Motion Estimation: Respiratory motion was estimated using a free-breathing 3D golden-angle radial VIBE sequence (based on Siemens WIP-793, [2]). A whole-body coronal slab with 3x3x3mm-resolution and 1600 spokes was acquired over 6-7min. The amplitude of the center of k-space was extracted from the raw data and plotted over time. This quantity was taken to reflect the volume of liver in the field of view and subsequently to provide an estimate of the respiratory phase during the acquisition. Spokes were then divided into 4 respiratory frames based on signal amplitude and reconstructed in Matlab using NUFFT algorithms [3]. Motion vector fields (MVFs) between respiratory frames were then estimated using freely-available non-rigid registration algorithms [4].
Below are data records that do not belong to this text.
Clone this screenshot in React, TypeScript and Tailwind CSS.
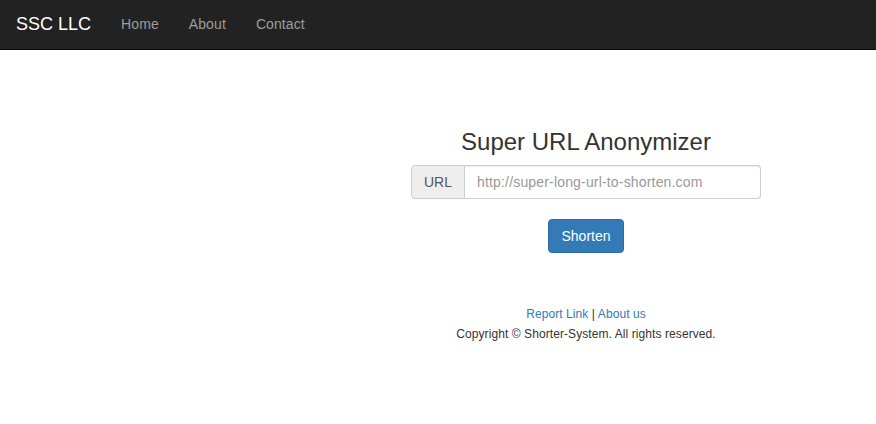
import { useState } from "react";

const navLinks = ["Home", "About", "Contact"];

export default function App() {
  const [url, setUrl] = useState("");

  return (
    <div className="min-h-screen bg-white text-[#333] font-['Liberation_Sans',Arial,sans-serif] text-[14px] leading-[20px]">
      {/* navbar */}
      <nav className="flex h-[50px] items-stretch border-b border-[#080808] bg-[#222] px-[15px] pb-[2px]">
        <a href="#" className="flex items-center px-[1px] pr-[15px] text-[18px] text-white">
          SSC LLC
        </a>
        <ul className="flex">
          {navLinks.map((l) => (
            <li key={l} className="flex">
              <a href="#" className="flex items-center px-[15px] text-[#9d9d9d] tracking-[0.1px] hover:text-white">
                {l}
              </a>
            </li>
          ))}
        </ul>
      </nav>

      {/* main */}
      <div className="ml-[411px] w-[350px] pt-[79px]">
        <h3 className="mb-[10px] text-center text-[24px] leading-[26.4px]">
          Super URL Anonymizer
        </h3>
        <div className="flex h-[34px]">
          <span className="flex items-center rounded-l-[4px] border border-[#ccc] bg-[#eee] px-[12px] text-[#555]">
            URL
          </span>
          <input
            value={url}
            onChange={(e) => setUrl(e.target.value)}
            placeholder="http://super-long-url-to-shorten.com"
            className="min-w-0 flex-1 rounded-r-[4px] border border-l-0 border-[#ccc] px-[12px] tracking-[0.17px] text-[#555] placeholder:text-[#999] shadow-[inset_0_1px_1px_rgba(0,0,0,0.075)] outline-none"
          />
        </div>
        <div className="mt-[20px] flex justify-center">
          <button
            type="button"
            className="h-[34px] rounded-[4px] border border-[#2e6da4] bg-[#337ab7] px-[12px] text-white"
          >
            Shorten
          </button>
        </div>

        <footer className="mt-[51px] text-center text-[12px] leading-[20px] tracking-[0.08px]">
          <p>
            <a href="#" className="text-[#337ab7]">Report Link</a> |{" "}
            <a href="#" className="text-[#337ab7]">About us</a>
          </p>
          <p>Copyright © Shorter-System. All rights reserved.</p>
        </footer>
      </div>
    </div>
  );
}
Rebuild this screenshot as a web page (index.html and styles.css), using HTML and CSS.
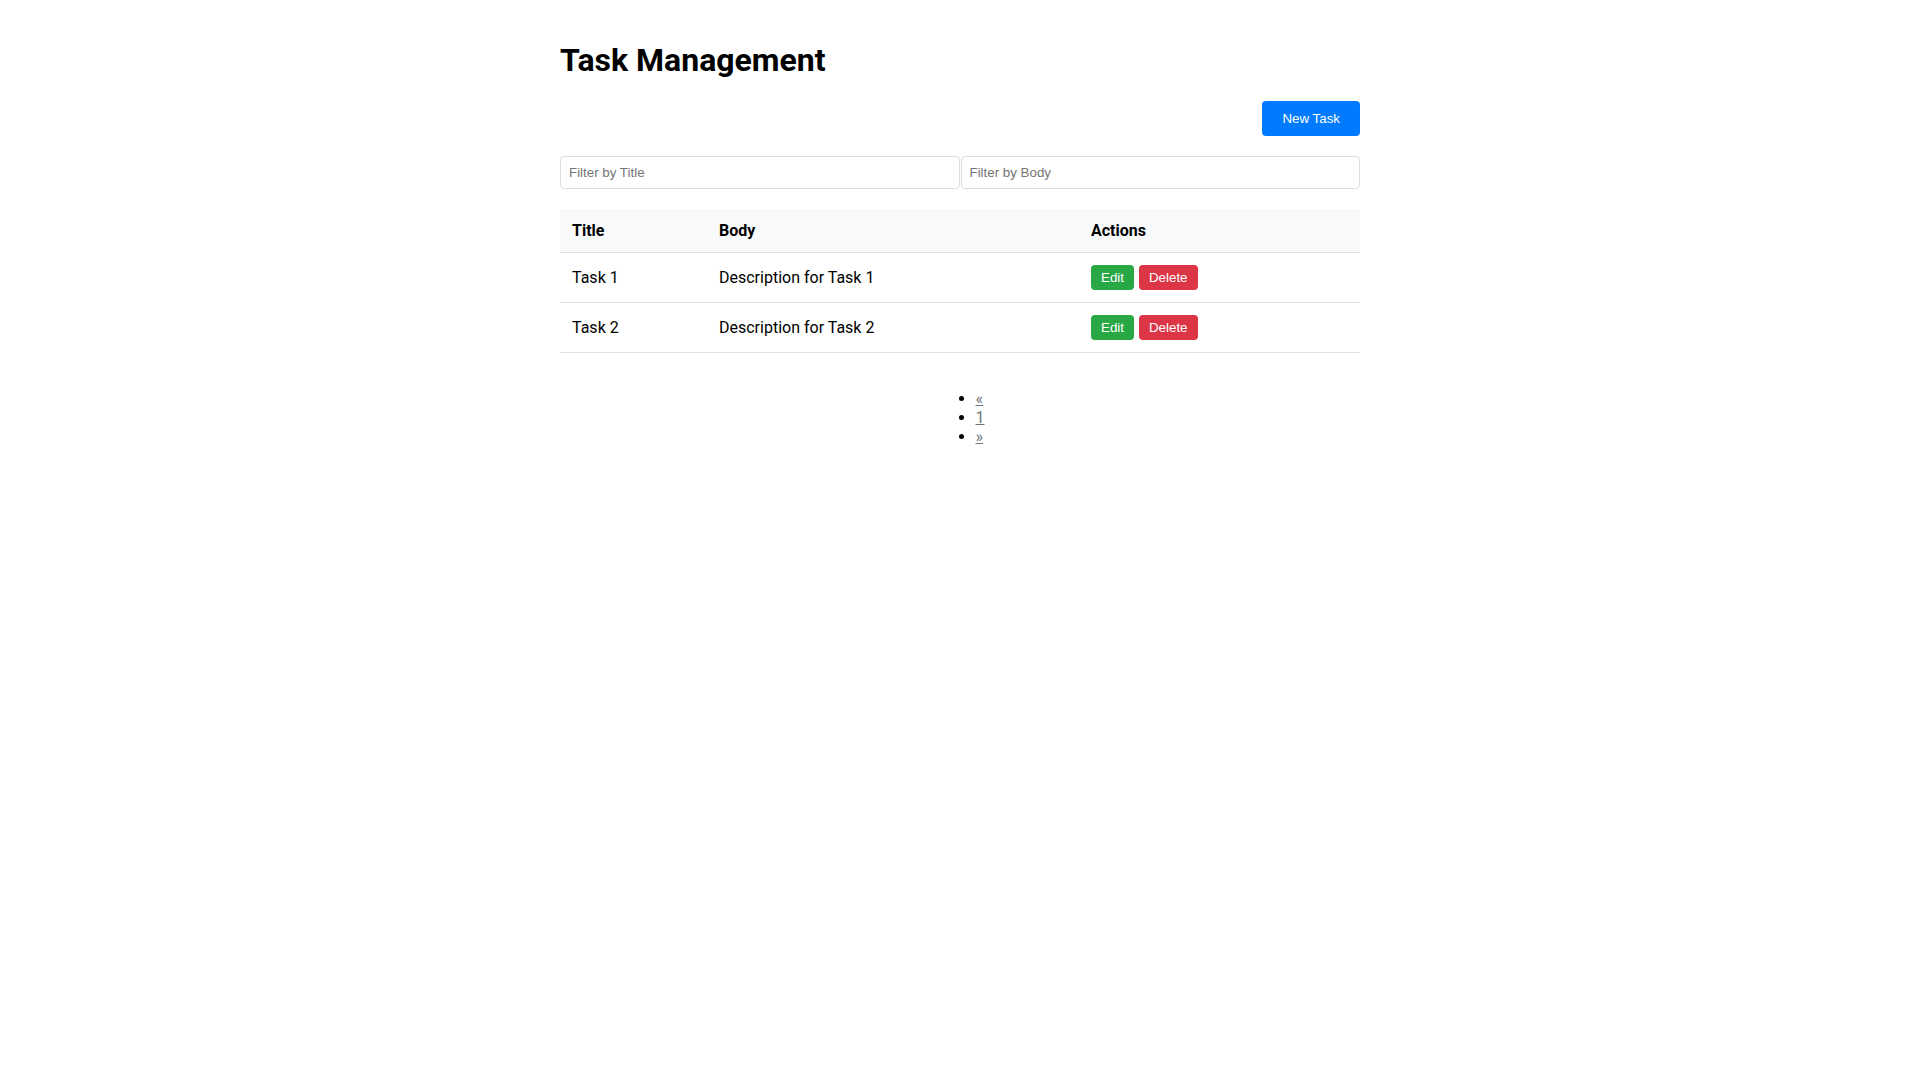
FILE: index.html
```html
<!DOCTYPE html>
<html lang="en">
  <head>
    <meta charset="UTF-8" />
    <meta name="viewport" content="width=device-width, initial-scale=1.0" />
    <title>Task Management</title>
    <link rel="stylesheet" href="styles.css">
  </head>
  <body>
    <div class="container">
      <h1>Task Management</h1>
      <div class="toolbar">
        <button class="btn btn-primary">New Task</button>
      </div>
      <div class="filters">
        <input type="text" placeholder="Filter by Title" />
        <input type="text" placeholder="Filter by Body" />
      </div>
      <table class="task-table">
        <thead>
          <tr>
            <th class="col-title">Title</th>
            <th class="col-body">Body</th>
            <th class="col-actions">Actions</th>
          </tr>
        </thead>
        <tbody>
          <tr>
            <td>Task 1</td>
            <td>Description for Task 1</td>
            <td><button class="btn-sm btn-success">Edit</button><button class="btn-sm btn-danger">Delete</button></td>
          </tr>
          <tr>
            <td>Task 2</td>
            <td>Description for Task 2</td>
            <td><button class="btn-sm btn-success">Edit</button><button class="btn-sm btn-danger">Delete</button></td>
          </tr>
        </tbody>
      </table>
      <ul class="pagination">
        <li><a href="#">&laquo;</a></li>
        <li><a href="#">1</a></li>
        <li><a href="#">&raquo;</a></li>
      </ul>
    </div>
  </body>
</html>
```

FILE: styles.css
```css
body {
  font-family: Roboto, "Liberation Sans", Arial, sans-serif;
  margin: 0;
  background-color: white;
  color: #000;
}
.container {
  max-width: 800px;
  margin: 0 auto;
  padding-top: 20px;
}
h1 {
  font-size: 32px;
  font-weight: bold;
  margin: 21px 0 22px;
}
.toolbar {
  display: flex;
  justify-content: flex-end;
  margin-bottom: 20px;
}
button {
  font-family: "Liberation Sans", Arial, sans-serif;
  font-size: 13.33px;
  color: white;
  border: none;
  border-radius: 4px;
  cursor: pointer;
}
.btn {
  padding: 10px 20px;
}
.btn-sm {
  padding: 5px 10px;
  margin-right: 5px;
}
.btn-primary {
  background-color: #007bff;
}
.btn-success {
  background-color: #28a745;
}
.btn-danger {
  background-color: #dc3545;
}
.filters {
  display: flex;
  gap: 1px;
  margin-bottom: 20px;
}
.filters input {
  flex: 1;
  font-family: "Liberation Sans", Arial, sans-serif;
  font-size: 13.33px;
  padding: 8px;
  border: 1px solid #ddd;
  border-radius: 4px;
  box-sizing: border-box;
}
.filters input::placeholder {
  color: #757575;
}
.task-table {
  width: 100%;
  border-collapse: collapse;
  table-layout: fixed;
  font-size: 16px;
}
.col-title {
  width: 123px;
}
.col-body {
  width: 348px;
}
.task-table th,
.task-table td {
  padding: 12px;
  text-align: left;
  border-bottom: 1px solid #dee2e6;
  vertical-align: middle;
}
.task-table th {
  background-color: #f8f9fa;
  font-weight: bold;
}
.pagination {
  width: fit-content;
  margin: 36px auto 0;
  font-size: 16px;
}
.pagination a {
  color: #6c757d;
}
```
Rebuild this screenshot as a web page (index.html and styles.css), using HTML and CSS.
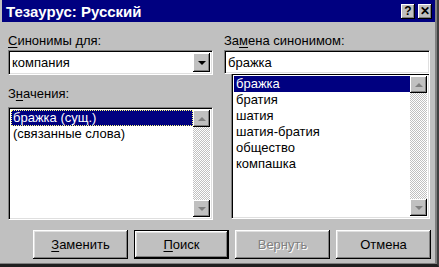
FILE: index.html
```html
<!DOCTYPE html>
<html lang="ru">

<head>
    <meta charset="UTF-8">
    <title>Тезаурус: Русский</title>
    <link rel="stylesheet" href="styles.css">
</head>

<body>
    <div class="window">
        <div class="title-bar">
            <span class="title-text">Тезаурус: Русский</span>
            <div class="title-buttons">
                <span class="title-btn">?</span>
                <span class="title-btn title-close">✕</span>
            </div>
        </div>
        <div class="dialog-body">
            <div class="column column-left">
                <label class="field-label"><u>С</u>инонимы для:</label>
                <div class="combo">
                    <span class="combo-value">компания</span>
                    <span class="combo-btn"><i class="arrow-down"></i></span>
                </div>
                <label class="field-label label-gap">З<u>н</u>ачения:</label>
                <div class="listbox listbox-left">
                    <ul class="list-items">
                        <li class="selected focused">бражка (сущ.)</li>
                        <li>(связанные слова)</li>
                    </ul>
                    <div class="scrollbar">
                        <span class="scroll-btn"><i class="arrow-up gray"></i></span>
                        <span class="scroll-track"></span>
                        <span class="scroll-btn"><i class="arrow-down gray"></i></span>
                    </div>
                </div>
            </div>
            <div class="column column-right">
                <label class="field-label">За<u>м</u>ена синонимом:</label>
                <div class="textbox">бражка</div>
                <div class="listbox listbox-right">
                    <ul class="list-items">
                        <li class="selected">бражка</li>
                        <li>братия</li>
                        <li>шатия</li>
                        <li>шатия-братия</li>
                        <li>общество</li>
                        <li>компашка</li>
                    </ul>
                    <div class="scrollbar">
                        <span class="scroll-btn"><i class="arrow-up gray"></i></span>
                        <span class="scroll-track"></span>
                        <span class="scroll-btn"><i class="arrow-down gray"></i></span>
                    </div>
                </div>
            </div>
        </div>
        <div class="button-row">
            <span class="btn"><u>З</u>аменить</span>
            <span class="btn btn-default"><u>П</u>оиск</span>
            <span class="btn btn-disabled">Вернуть</span>
            <span class="btn">Отмена</span>
        </div>
    </div>
</body>

</html>
```

FILE: styles.css
```css
body,
div,
ul,
li,
span,
label {
    padding: 0;
    margin: 0;
}

body {
    background: #c0c0c0;
    font-family: "Liberation Sans", Arial, sans-serif;
    font-size: 13px;
    color: #000;
}

li {
    list-style: none;
}

u {
    text-decoration: underline;
    text-underline-offset: 2px;
}

.window {
    width: 439px;
    height: 267px;
    box-sizing: border-box;
    padding-left: 2px;
    background: #c0c0c0;
    border-right: 2px solid #404040;
    border-bottom: 3px solid #202020;
    box-shadow: inset -2px -1px #808080;
}

.title-bar {
    height: 22px;
    margin-right: 2px;
    background: #000080;
    color: #fff;
    display: flex;
    align-items: center;
    justify-content: space-between;
    padding: 0 3px 0 4px;
}

.title-text {
    font-size: 15px;
    font-weight: bold;
}

.title-buttons {
    display: flex;
    gap: 3px;
}

.title-btn {
    width: 14px;
    height: 15px;
    background: #c0c0c0;
    color: #000;
    font-size: 12px;
    font-weight: bold;
    line-height: 15px;
    text-align: center;
    box-shadow: inset -1px -1px #000, inset 1px 1px #fff, inset -2px -2px #808080;
}

.dialog-body {
    display: flex;
    gap: 11px;
    padding: 11px 5px 0 6px;
}

.column {
    display: flex;
    flex-direction: column;
}

.column-left {
    width: 205px;
}

.column-right {
    width: 206px;
}

.field-label {
    display: block;
    height: 16px;
    line-height: 16px;
    margin-bottom: 1px;
}

.label-gap {
    margin-top: 11px;
    margin-bottom: 5px;
}

.combo,
.textbox,
.listbox {
    box-sizing: border-box;
    background: #fff;
    border-top: 1px solid #808080;
    border-left: 1px solid #808080;
    border-bottom: 1px solid #fff;
    border-right: 1px solid #fff;
    box-shadow: inset 1px 1px #000, inset -1px -1px #dfdfdf;
}

.combo {
    height: 25px;
    display: flex;
    align-items: center;
    padding: 2px;
}

.combo-value {
    flex: 1;
    padding-left: 1px;
}

.combo-btn {
    width: 17px;
    height: 100%;
    background: #c0c0c0;
    display: flex;
    align-items: center;
    justify-content: center;
    box-shadow: inset -1px -1px #000, inset 1px 1px #fff, inset -2px -2px #808080;
}

.textbox {
    height: 24px;
    line-height: 20px;
    padding: 2px 3px;
}

.listbox {
    display: flex;
    padding: 2px;
}

.listbox-left {
    height: 113px;
}

.listbox-right {
    height: 145px;
    margin-left: 7px;
    border-top: none;
}

.list-items {
    flex: 1;
}

.list-items li {
    height: 16px;
    line-height: 16px;
    padding-left: 2px;
}

.list-items li.selected {
    background: #000080;
    color: #fff;
}

.list-items li.focused {
    outline: 1px dotted #ffff80;
    outline-offset: -1px;
}

.scrollbar {
    width: 17px;
    display: flex;
    flex-direction: column;
}

.scroll-btn {
    height: 17px;
    background: #c0c0c0;
    display: flex;
    align-items: center;
    justify-content: center;
    box-shadow: inset -1px -1px #000, inset 1px 1px #fff, inset -2px -2px #808080;
}

.scroll-track {
    flex: 1;
    background: repeating-conic-gradient(#c0c0c0 0 25%, #fff 0 50%) 0 0 / 2px 2px;
}

.arrow-down,
.arrow-up {
    width: 0;
    height: 0;
    border-left: 4px solid transparent;
    border-right: 4px solid transparent;
}

.arrow-down {
    border-top: 4px solid #000;
}

.arrow-up {
    border-bottom: 4px solid #000;
}

.arrow-down.gray {
    border-top-color: #808080;
}

.arrow-up.gray {
    border-bottom-color: #808080;
}

.button-row {
    display: flex;
    gap: 6px;
    padding: 10px 0 0 31px;
}

.btn {
    width: 95px;
    height: 29px;
    box-sizing: border-box;
    line-height: 29px;
    text-align: center;
    background: #c0c0c0;
    box-shadow: inset -1px -1px #000, inset 1px 1px #fff, inset -2px -2px #808080, inset 2px 2px #dfdfdf;
}

.btn-default {
    border: 1px solid #000;
    line-height: 27px;
}

.btn-disabled {
    color: #808080;
    text-shadow: 1px 1px #fff;
}
```
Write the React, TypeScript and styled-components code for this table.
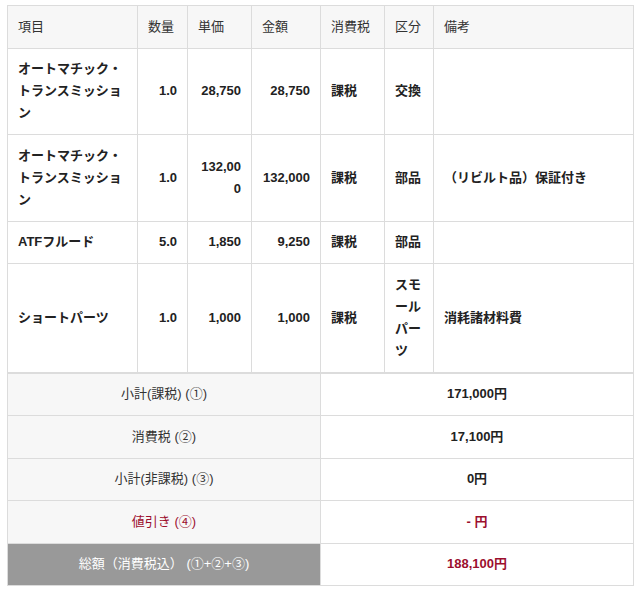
import * as React from "react";
import styled, { createGlobalStyle } from "styled-components";

const FONT = `"Liberation Sans", "Noto Sans CJK JP", sans-serif`;
const BORDER = "#dcdcdc";
const RED = "#9c0f2e";

interface IItem {
  name: string;
  qty: string;
  unit: string;
  amount: string;
  tax: string;
  kind: string;
  note: string;
}

const ITEMS: IItem[] = [
  { name: "オートマチック・トランスミッション", qty: "1.0", unit: "28,750", amount: "28,750", tax: "課税", kind: "交換", note: "" },
  { name: "オートマチック・トランスミッション", qty: "1.0", unit: "132,000", amount: "132,000", tax: "課税", kind: "部品", note: "（リビルト品）保証付き" },
  { name: "ATFフルード", qty: "5.0", unit: "1,850", amount: "9,250", tax: "課税", kind: "部品", note: "" },
  { name: "ショートパーツ", qty: "1.0", unit: "1,000", amount: "1,000", tax: "課税", kind: "スモールパーツ", note: "消耗諸材料費" },
];

const SUMMARY = [
  { label: "小計(課税) (①)", value: "171,000円" },
  { label: "消費税 (②)", value: "17,100円" },
  { label: "小計(非課税) (③)", value: "0円" },
  { label: "値引き (④)", value: "- 円", red: true },
  { label: "総額（消費税込） (①+②+③)", value: "188,100円", total: true },
];

const COLS = [130, 50, 64, 69, 64, 49, 200];

const App = () => {
  return (
    <Page>
      <GlobalStyle />
      <Table>
        <colgroup>
          {COLS.map((w, i) => (
            <col key={i} style={{ width: w }} />
          ))}
        </colgroup>
        <thead>
          <tr>
            <Th>項目</Th>
            <Th>数量</Th>
            <Th>単価</Th>
            <Th>金額</Th>
            <Th>消費税</Th>
            <Th>区分</Th>
            <Th>備考</Th>
          </tr>
        </thead>
        <tbody>
          {ITEMS.map((item, indx) => (
            <tr key={indx}>
              <Td>{item.name}</Td>
              <Td $num>{item.qty}</Td>
              <Td $num>{item.unit}</Td>
              <Td $num>{item.amount}</Td>
              <Td>{item.tax}</Td>
              <Td>{item.kind}</Td>
              <Td>{item.note}</Td>
            </tr>
          ))}
        </tbody>
      </Table>
      <Table>
        <colgroup>
          <col style={{ width: 313 }} />
          <col style={{ width: 313 }} />
        </colgroup>
        <tbody>
          {SUMMARY.map((row, indx) => (
            <tr key={indx}>
              <Label $red={row.red} $total={row.total}>
                {row.label}
              </Label>
              <Value $red={row.red || row.total}>{row.value}</Value>
            </tr>
          ))}
        </tbody>
      </Table>
    </Page>
  );
};

export default App;

const GlobalStyle = createGlobalStyle`
  body {
    margin: 0;
    background: #fff;
    font-family: ${FONT};
  }
`;

const Page = styled.div`
  padding: 5px 7px;
  width: 626px;
  color: #222;
  font-size: 13px;
`;

const Table = styled.table`
  width: 626px;
  table-layout: fixed;
  border-collapse: collapse;
  border: 1px solid ${BORDER};
`;

const Cell = styled.td`
  border: 1px solid ${BORDER};
  padding: 9.75px 10px;
  line-height: 22px;
  vertical-align: middle;
  word-break: break-all;
`;

const Th = styled(Cell).attrs({ as: "th" })`
  background: #f7f7f7;
  font-weight: normal;
  text-align: left;
  color: #333;
`;

const Td = styled(Cell)<{ $num?: boolean }>`
  font-weight: bold;
  text-align: ${(p) => (p.$num ? "right" : "left")};
`;

const Label = styled(Cell)<{ $red?: boolean; $total?: boolean }>`
  text-align: center;
  font-weight: normal;
  background: ${(p) => (p.$total ? "#999999" : "#f7f7f7")};
  color: ${(p) => (p.$total ? "#fff" : p.$red ? RED : "#333")};
`;

const Value = styled(Cell)<{ $red?: boolean }>`
  text-align: center;
  font-weight: bold;
  background: #fff;
  color: ${(p) => (p.$red ? RED : "#222")};
`;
Cardiac motion was estimated separately using a similar acquisition but with higher resolution of 1.4x1.4x1.4mm and a coronal slab just covering the heart. In addition, imaging proceeded during infusion of 0.2mmol/kg gadolinium-based contrast agent (Multihance, Bracco) to provide contrast between the blood-pool, coronary vessels and myocardium. Respiratory phase was estimated in the same manner before finding the actual head-to-foot displacement from the images. k-Space data for each respiratory phase were phase-shifted to correct for the head-to-foot displacement. Corrected k-space data were then sorted into 3 cardiac frames based on recorded ECG trigger timing (0-300, 300-600, 600-inf ms after trigger) before offline reconstruction. MVFs between cardiac frames were then estimated.
Motion-Phase Monitoring: To employ PET data acquired during the entire 60 minutes, respiratory phase was estimated from the variation of total PET counts over time, similarly to the method used for MR data. ECG trigger times were then used to double-sort all PET data into a matrix of 4 respiratory and 3 cardiac frames.
Motion Corrected PET Reconstruction: Motion correction of PET data employed the reconstruct-transform-average (RTA) approach. Double-gated list-mode PET data were reconstructed offline (e7tools, Siemens) using an iterative algorithm (OP-OSEM, 3 iterations, 21 subsets). Attenuation correction maps [5] of the body were transformed using the estimated respiratory MVFs. Finally, RTA was performed in two steps. All cardiac frames were transformed to the end expiration position using corresponding MVFs. Then each respiratory-motion-corrected cardiac frame was transformed to the diastolic position using the cardiac MVFs before averaging all frames. A flow diagram of the steps involved is given in Fig. 1.
Image analysis: Non-motion corrected (non-MC), and double respiratory and cardiac motion corrected (MC) 18F-FDG-PET images were evaluated qualitatively for image blurring and overall quality and by finding target-to-background ratio (TBR) in cardiac hotspots identified and compared to non-corrected images (blood in the left atrium was used to estimate background).